Un discorso a parte merita il sonoro, che, oltre a dei bellissimi effetti sonori e una colonna sonora eccezionalmente ispirata, fa un uso geniale del silenzio. Dalla già citata scena iniziale della distruzione di Tokyo fino al criptico finale, il silenzio accompagna tutti i momenti nevralgici dello svolgimento della storia, sospendendo le immagini in una sorta di atemporalità in cui diventano rappresentazione assoluta dell’orrore che sta prendendo forma davanti ai nostri occhi. Perfino i rumori che talvolta ne emergono rimangono sospesi, come a voler aumentare la sensazione di irrealtà e straniamento che le immagini ispirano.

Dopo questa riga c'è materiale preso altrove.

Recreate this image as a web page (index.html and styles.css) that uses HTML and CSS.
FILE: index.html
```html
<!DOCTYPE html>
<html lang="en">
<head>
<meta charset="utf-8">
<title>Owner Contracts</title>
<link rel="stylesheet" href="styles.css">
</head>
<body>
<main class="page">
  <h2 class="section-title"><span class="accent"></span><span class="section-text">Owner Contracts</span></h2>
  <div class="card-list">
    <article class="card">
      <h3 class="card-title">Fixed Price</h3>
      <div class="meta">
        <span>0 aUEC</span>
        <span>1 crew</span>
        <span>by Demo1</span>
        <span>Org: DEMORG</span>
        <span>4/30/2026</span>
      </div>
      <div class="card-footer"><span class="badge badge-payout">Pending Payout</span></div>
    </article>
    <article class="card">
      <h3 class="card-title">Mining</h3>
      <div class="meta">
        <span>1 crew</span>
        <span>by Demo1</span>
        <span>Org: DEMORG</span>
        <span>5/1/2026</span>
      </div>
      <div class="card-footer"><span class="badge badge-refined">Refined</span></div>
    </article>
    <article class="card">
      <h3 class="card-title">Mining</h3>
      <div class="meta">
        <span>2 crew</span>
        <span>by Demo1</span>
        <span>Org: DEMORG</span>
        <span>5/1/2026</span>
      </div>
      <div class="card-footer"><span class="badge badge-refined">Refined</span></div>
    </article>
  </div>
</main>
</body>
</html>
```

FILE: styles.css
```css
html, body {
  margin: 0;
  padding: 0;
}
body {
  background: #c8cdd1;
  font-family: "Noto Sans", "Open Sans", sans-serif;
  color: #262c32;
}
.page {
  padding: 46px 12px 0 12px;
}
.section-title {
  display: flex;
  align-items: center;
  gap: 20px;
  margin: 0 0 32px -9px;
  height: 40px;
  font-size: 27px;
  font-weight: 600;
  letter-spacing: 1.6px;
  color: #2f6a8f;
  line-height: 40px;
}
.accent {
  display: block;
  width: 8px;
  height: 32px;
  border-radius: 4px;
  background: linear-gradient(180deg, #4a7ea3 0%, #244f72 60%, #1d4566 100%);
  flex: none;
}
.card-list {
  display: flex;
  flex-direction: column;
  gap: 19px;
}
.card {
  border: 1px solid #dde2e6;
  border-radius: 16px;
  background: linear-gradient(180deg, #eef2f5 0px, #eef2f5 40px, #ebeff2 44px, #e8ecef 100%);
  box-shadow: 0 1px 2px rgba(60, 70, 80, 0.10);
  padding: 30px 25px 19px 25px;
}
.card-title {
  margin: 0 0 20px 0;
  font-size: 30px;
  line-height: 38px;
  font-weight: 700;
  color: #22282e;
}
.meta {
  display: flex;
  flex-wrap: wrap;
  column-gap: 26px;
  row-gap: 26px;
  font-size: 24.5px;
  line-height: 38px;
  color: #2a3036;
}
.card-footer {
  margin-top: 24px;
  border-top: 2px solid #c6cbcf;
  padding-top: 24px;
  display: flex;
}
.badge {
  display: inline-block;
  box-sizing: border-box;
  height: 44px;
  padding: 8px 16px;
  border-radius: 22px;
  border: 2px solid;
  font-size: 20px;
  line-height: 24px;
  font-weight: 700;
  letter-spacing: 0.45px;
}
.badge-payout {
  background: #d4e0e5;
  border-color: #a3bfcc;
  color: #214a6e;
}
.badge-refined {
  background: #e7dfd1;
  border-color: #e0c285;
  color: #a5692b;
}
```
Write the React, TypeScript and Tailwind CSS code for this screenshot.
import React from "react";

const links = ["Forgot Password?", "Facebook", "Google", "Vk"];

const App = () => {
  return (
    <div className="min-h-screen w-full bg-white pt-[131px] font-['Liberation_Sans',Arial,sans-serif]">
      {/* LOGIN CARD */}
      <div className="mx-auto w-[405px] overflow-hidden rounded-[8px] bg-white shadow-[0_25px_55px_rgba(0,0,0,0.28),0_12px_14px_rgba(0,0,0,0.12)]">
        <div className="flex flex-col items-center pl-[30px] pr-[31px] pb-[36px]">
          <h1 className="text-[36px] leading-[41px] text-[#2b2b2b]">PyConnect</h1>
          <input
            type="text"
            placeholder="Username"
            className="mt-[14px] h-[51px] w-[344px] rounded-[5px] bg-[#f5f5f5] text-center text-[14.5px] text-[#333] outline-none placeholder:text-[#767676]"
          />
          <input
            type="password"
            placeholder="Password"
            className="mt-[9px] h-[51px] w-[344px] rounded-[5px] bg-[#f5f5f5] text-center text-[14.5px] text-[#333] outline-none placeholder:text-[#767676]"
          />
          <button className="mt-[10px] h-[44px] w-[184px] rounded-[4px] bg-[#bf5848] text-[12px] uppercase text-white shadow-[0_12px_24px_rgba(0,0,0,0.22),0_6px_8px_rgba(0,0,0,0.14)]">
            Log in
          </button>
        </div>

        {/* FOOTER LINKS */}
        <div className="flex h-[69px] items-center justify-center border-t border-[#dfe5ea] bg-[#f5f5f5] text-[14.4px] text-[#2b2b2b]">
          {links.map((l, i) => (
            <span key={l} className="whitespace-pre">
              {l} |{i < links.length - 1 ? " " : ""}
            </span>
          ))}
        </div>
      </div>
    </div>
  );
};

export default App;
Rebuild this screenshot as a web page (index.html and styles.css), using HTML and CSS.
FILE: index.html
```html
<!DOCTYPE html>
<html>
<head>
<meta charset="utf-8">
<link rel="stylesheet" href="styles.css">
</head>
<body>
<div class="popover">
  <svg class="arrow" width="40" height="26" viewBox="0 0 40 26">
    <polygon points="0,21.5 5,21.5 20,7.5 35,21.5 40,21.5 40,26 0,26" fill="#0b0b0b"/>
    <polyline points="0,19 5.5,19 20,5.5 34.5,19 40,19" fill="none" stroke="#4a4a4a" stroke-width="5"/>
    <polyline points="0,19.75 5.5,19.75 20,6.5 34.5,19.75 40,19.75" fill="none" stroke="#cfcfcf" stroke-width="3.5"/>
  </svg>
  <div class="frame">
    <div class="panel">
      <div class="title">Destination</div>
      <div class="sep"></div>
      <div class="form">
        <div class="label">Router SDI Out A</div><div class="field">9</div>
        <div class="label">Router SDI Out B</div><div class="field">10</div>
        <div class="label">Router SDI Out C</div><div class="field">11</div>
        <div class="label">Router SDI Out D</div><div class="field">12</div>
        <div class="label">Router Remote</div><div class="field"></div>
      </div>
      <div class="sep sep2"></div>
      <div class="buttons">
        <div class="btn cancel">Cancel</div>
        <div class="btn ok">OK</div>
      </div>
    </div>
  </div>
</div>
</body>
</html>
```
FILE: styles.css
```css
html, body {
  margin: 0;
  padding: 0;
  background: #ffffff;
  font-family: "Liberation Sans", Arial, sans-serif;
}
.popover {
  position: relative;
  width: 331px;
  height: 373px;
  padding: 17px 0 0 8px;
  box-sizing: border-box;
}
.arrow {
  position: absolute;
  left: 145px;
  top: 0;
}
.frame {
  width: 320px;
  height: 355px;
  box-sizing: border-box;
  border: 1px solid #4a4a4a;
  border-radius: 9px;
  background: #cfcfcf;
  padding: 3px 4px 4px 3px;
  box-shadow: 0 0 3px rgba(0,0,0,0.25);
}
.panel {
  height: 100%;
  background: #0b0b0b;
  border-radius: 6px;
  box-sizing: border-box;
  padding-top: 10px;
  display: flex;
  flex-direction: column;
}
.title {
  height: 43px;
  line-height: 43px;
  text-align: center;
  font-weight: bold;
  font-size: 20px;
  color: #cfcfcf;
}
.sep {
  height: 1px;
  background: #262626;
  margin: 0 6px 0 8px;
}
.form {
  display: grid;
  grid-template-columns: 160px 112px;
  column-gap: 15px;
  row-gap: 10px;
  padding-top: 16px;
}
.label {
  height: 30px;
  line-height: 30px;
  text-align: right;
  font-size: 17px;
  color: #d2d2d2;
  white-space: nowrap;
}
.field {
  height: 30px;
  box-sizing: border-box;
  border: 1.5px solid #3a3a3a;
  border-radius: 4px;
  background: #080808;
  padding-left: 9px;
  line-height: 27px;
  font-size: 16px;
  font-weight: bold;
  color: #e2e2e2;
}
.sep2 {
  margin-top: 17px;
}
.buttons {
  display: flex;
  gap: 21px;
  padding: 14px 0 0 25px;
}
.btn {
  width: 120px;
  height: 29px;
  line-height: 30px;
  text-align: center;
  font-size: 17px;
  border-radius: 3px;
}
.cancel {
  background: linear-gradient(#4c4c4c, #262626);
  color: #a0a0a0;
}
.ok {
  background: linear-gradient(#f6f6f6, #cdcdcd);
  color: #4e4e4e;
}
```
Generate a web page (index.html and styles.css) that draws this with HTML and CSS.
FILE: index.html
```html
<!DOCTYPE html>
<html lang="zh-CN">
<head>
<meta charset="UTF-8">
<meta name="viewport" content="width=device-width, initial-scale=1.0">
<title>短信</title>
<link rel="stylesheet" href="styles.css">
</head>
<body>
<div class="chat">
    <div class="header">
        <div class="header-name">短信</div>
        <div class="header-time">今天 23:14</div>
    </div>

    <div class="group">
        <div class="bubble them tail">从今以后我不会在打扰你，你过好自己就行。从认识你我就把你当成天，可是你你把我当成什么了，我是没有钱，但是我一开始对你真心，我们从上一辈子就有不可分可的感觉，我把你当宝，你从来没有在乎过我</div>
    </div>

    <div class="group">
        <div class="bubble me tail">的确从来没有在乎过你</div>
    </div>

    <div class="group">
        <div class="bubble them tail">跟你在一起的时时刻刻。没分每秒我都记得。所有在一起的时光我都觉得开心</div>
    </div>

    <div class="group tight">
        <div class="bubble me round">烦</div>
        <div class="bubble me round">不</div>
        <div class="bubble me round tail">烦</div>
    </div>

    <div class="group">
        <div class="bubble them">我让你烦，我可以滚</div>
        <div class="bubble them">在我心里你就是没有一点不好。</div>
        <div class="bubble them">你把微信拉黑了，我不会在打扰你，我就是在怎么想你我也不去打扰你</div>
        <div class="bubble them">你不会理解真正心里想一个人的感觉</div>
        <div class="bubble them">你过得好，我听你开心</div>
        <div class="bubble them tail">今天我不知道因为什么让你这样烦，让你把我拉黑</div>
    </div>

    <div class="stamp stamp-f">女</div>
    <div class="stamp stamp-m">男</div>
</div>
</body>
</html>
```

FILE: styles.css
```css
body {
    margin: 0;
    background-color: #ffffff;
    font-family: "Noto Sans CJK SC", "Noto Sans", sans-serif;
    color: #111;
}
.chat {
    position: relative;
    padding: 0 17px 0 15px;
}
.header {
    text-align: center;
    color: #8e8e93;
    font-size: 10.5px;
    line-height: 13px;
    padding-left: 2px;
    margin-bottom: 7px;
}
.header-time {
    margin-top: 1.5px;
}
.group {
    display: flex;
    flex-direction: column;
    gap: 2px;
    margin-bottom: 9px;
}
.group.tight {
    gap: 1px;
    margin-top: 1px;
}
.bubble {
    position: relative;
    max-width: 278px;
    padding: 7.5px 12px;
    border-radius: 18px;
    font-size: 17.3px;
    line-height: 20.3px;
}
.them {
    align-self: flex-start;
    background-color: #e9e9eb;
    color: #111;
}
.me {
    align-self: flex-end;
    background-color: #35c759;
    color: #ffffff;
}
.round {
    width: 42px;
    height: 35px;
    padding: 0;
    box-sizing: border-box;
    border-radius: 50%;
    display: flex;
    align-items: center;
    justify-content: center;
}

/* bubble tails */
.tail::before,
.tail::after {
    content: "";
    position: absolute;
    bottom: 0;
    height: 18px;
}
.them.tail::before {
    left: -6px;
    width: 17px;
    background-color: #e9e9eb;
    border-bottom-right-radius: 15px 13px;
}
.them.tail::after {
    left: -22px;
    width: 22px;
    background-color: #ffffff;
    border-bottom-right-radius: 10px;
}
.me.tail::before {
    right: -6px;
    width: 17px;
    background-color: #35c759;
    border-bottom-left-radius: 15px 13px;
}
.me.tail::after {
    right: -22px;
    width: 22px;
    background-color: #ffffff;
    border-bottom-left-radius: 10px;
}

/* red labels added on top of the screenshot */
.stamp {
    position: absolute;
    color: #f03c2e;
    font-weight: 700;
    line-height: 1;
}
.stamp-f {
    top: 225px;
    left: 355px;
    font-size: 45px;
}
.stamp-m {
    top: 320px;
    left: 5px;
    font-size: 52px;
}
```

Akira è un’opera immersiva di fronte alla quale è impossibile rimanere indifferenti, un fiume in piena di storie e suggestioni che si succedono a un ritmo talmente folle che sembra impossibile, quasi, che abbia un senso. Come tutte le grandi storie, però, affonda le sue fondamenta all’interno dell’umanità e in ognuno di noi, mostrandoci i nostri limiti e dando vita alle nostre paure più nascoste; un atteggiamento non esattamente ottimista, certo, ma che riesce a risolversi in modo straordinariamente poetico con una ciclicità tra la morte e la vita che lascia intravedere uno spazio per la speranza.
Akira sarà al cinema solo il 18 Aprile con Nexo Digital in occasione del trentesimo anniversario del suo debutto e del nuovo doppiaggio realizzato per l’occasione.